◆ EXERCISE PROMPT:
Only a number is required: how many lines of the material contain the word "this"?
■ ■ ■ ■ ■
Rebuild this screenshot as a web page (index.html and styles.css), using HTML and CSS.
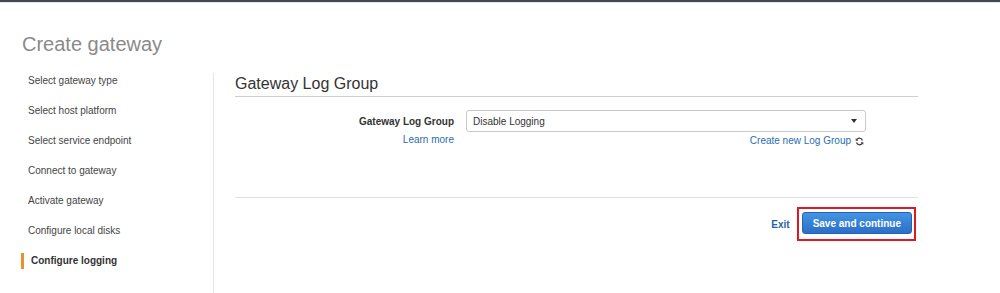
FILE: index.html
```html
<!DOCTYPE html>
<html lang="en">
<head>
<meta charset="UTF-8" />
<meta name="viewport" content="width=device-width, initial-scale=1" />
<title>Create gateway</title>
<link rel="stylesheet" href="styles.css">
</head>
<body>

<div class="topbar"></div>

<div class="page">
  <h1 class="page-title">Create gateway</h1>

  <div class="wizard">
    <ul class="steps">
      <li>Select gateway type</li>
      <li>Select host platform</li>
      <li>Select service endpoint</li>
      <li>Connect to gateway</li>
      <li>Activate gateway</li>
      <li>Configure local disks</li>
      <li class="active">Configure logging</li>
    </ul>

    <div class="step-body">
      <h2 class="section-title">Gateway Log Group</h2>

      <div class="form-row">
        <div class="label-col">
          <label for="logGroup">Gateway Log Group</label>
          <a href="#" class="link">Learn more</a>
        </div>
        <div class="field-col">
          <div class="select" id="logGroup">
            <span>Disable Logging</span>
            <span class="caret"></span>
          </div>
          <div class="field-help">
            <a href="#" class="link">Create new Log Group</a>
            <svg class="refresh" width="9" height="9" viewBox="0 0 16 16" aria-hidden="true">
              <path d="M13.2 6.2A5.5 5.5 0 0 0 3.3 4.6" fill="none" stroke="#333" stroke-width="2.2"/>
              <path d="M1.2 2.2v4.6h4.6z" fill="#333"/>
              <path d="M2.8 9.8a5.5 5.5 0 0 0 9.9 1.6" fill="none" stroke="#333" stroke-width="2.2"/>
              <path d="M14.8 13.8V9.2h-4.6z" fill="#333"/>
            </svg>
          </div>
        </div>
      </div>

      <div class="actions">
        <a href="#" class="exit">Exit</a>
        <span class="highlight">
          <button class="primary">Save and continue</button>
        </span>
      </div>
    </div>
  </div>
</div>

</body>
</html>
```

FILE: styles.css
```css
body {
  margin: 0;
  font-family: 'Liberation Sans', Arial, Helvetica, sans-serif;
  font-size: 10px;
  color: #444;
  background: #fff;
}

.topbar {
  height: 2px;
  background: #3e4852;
  border-bottom: 1px solid #e6e8ea;
}

.page-title {
  margin: 29px 0 0 22px;
  font-size: 20px;
  line-height: 24px;
  font-weight: normal;
  color: #8a8a8a;
}

.wizard {
  display: flex;
  margin-top: 17px;
  min-height: 220px;
}

/* left step list */
.steps {
  list-style: none;
  margin: 0;
  padding: 0 0 0 21px;
  width: 192px;
  border-right: 1px solid #e4e4e4;
}

.steps li {
  padding-left: 7px;
  line-height: 16px;
  margin-bottom: 14px;
  color: #444;
}

.steps li.active {
  border-left: 3px solid #e8912d;
  font-weight: bold;
  color: #333;
}

.step-body {
  flex: 1;
  padding: 1px 82px 0 21px;
}

.section-title {
  margin: 0;
  padding-bottom: 2px;
  font-size: 16px;
  line-height: 20px;
  font-weight: normal;
  color: #333;
  border-bottom: 1px solid #cfcfcf;
}

.form-row {
  display: grid;
  grid-template-columns: 219px 400px;
  column-gap: 12px;
  margin-top: 13px;
}

.label-col {
  display: flex;
  flex-direction: column;
  align-items: flex-end;
}

.label-col label {
  font-weight: bold;
  color: #333;
  line-height: 23px;
}

.link {
  color: #2a6db3;
  text-decoration: none;
  line-height: 14px;
}

.select {
  box-sizing: border-box;
  height: 22px;
  display: flex;
  justify-content: space-between;
  align-items: center;
  padding: 0 8px 0 6px;
  border: 1px solid #c9c9c9;
  border-radius: 3px;
  color: #333;
}

.caret {
  width: 0;
  height: 0;
  border-left: 3.5px solid transparent;
  border-right: 3.5px solid transparent;
  border-top: 4px solid #333;
}

.field-help {
  display: flex;
  justify-content: flex-end;
  align-items: center;
  gap: 4px;
  padding-right: 2px;
  margin-top: 2px;
}

.actions {
  display: flex;
  justify-content: flex-end;
  align-items: center;
  gap: 7px;
  margin-top: 49px;
  padding: 9px 2px 0 0;
  border-top: 1px solid #e2e2e2;
}

.exit {
  color: #1f63a8;
  font-weight: bold;
  text-decoration: none;
}

.highlight {
  display: inline-flex;
  padding: 3px 2px 5px 3px;
  border: 2px solid #dd1a22;
}

.primary {
  box-sizing: border-box;
  height: 22px;
  padding: 0 10px;
  font-family: inherit;
  font-size: 10px;
  font-weight: bold;
  color: #fff;
  background: linear-gradient(#4394e4, #2b6fc6);
  border: 1px solid #2462b0;
  border-radius: 3px;
  cursor: pointer;
}
```
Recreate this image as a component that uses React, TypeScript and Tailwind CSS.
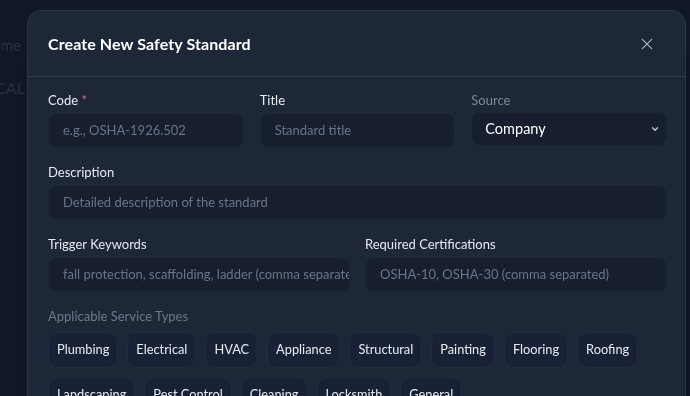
import React from 'react';

const serviceTypes = [
  'Plumbing',
  'Electrical',
  'HVAC',
  'Appliance',
  'Structural',
  'Painting',
  'Flooring',
  'Roofing',
  'Landscaping',
  'Pest Control',
  'Cleaning',
  'Locksmith',
  'General',
];

function Label({ children, muted = false }: { children: React.ReactNode; muted?: boolean }) {
  return (
    <label
      className={`block text-[13px] leading-[18px] mb-[4px] ${muted ? 'text-[#7d8799]' : 'text-[#e6e9ef]'}`}
    >
      {children}
    </label>
  );
}

function TextInput({ placeholder }: { placeholder: string }) {
  return (
    <div className="h-[35px] rounded-[9px] bg-[#161e30] border border-[#1d2638] px-[14px] flex items-center overflow-hidden">
      <span className="text-[13px] text-[#6b7587] whitespace-nowrap">{placeholder}</span>
    </div>
  );
}

export default function App() {
  return (
    <div
      className="relative w-[690px] h-[396px] overflow-hidden bg-[#111827]"
      style={{ fontFamily: 'Lato, "Open Sans", sans-serif' }}
    >
      {/* Page behind the dialog */}
      <div className="flex flex-col pt-[36px] text-[#2a3244] text-[15px] leading-[18px]">
        <span className="-ml-[18px]">Name</span>
        <span className="mt-[25px] -ml-[5px] text-[16px]">CAL</span>
      </div>

      {/* Dialog */}
      <div className="fixed inset-0 pl-[27px] pt-[10px]">
        <div className="w-[659px] rounded-[14px] bg-[#1e2738] border border-[#2b3446] shadow-2xl">
          {/* Header */}
          <div className="h-[66px] flex items-center justify-between pl-[20px] pr-[31px] border-b border-[#323c4e]">
            <h2 className="text-[16px] font-bold text-white tracking-[0.1px]">Create New Safety Standard</h2>
            <svg
              width="14"
              height="14"
              viewBox="0 0 24 24"
              fill="none"
              stroke="#aeb6c4"
              strokeWidth="2"
              strokeLinecap="round"
            >
              <path d="M4 4l16 16M20 4L4 20" />
            </svg>
          </div>

          {/* Body */}
          <div className="pl-[20px] pr-[18px] pt-[14px] flex flex-col gap-[15px]">
            <div className="grid grid-cols-3 gap-[16px]">
              <div>
                <Label>
                  Code <span className="text-[#d0717f]">*</span>
                </Label>
                <TextInput placeholder="e.g., OSHA-1926.502" />
              </div>
              <div>
                <Label>Title</Label>
                <TextInput placeholder="Standard title" />
              </div>
              <div>
                <Label muted>Source</Label>
                <div className="-mt-[1px] h-[34px] rounded-[9px] bg-[#161e30] border border-[#1d2638] pl-[13px] pr-[6px] flex items-center justify-between">
                  <span className="text-[14.5px] text-white">Company</span>
                  <svg
                    width="10"
                    height="10"
                    viewBox="0 0 24 24"
                    fill="none"
                    stroke="#c7ccd6"
                    strokeWidth="3"
                    strokeLinecap="round"
                    strokeLinejoin="round"
                  >
                    <path d="M6 9l6 6 6-6" />
                  </svg>
                </div>
              </div>
            </div>

            <div>
              <Label>Description</Label>
              <TextInput placeholder="Detailed description of the standard" />
            </div>

            <div className="grid grid-cols-2 gap-[15px]">
              <div>
                <Label>Trigger Keywords</Label>
                <TextInput placeholder="fall protection, scaffolding, ladder (comma separated)" />
              </div>
              <div>
                <Label>Required Certifications</Label>
                <TextInput placeholder="OSHA-10, OSHA-30 (comma separated)" />
              </div>
            </div>

            <div>
              <p className="text-[13px] leading-[18px] text-[#6f798b] mb-[7px]">Applicable Service Types</p>
              <div className="flex flex-wrap gap-[9px]">
                {serviceTypes.map((type) => (
                  <button
                    key={type}
                    className="h-[36px] px-[8px] rounded-[10px] bg-[#182136] border border-[#222c40] text-[12.8px] text-[#e8ebf0]"
                  >
                    {type}
                  </button>
                ))}
              </div>
            </div>
          </div>
          <div className="h-[40px]" />
        </div>
      </div>
    </div>
  );
}
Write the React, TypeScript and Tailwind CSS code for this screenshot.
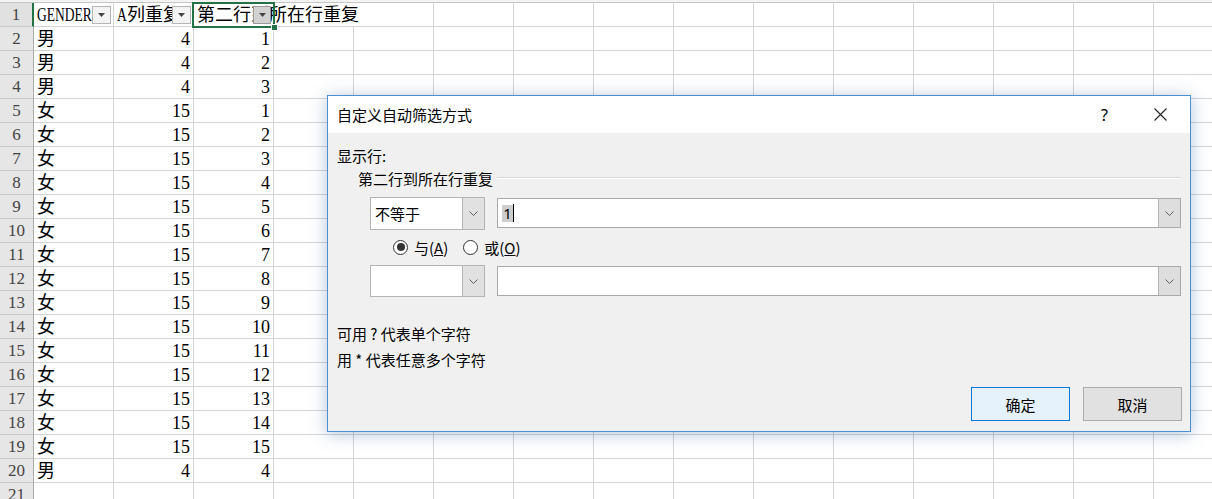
■ ■ ■ ■ ■
◆ FINISHED EXERCISE:
3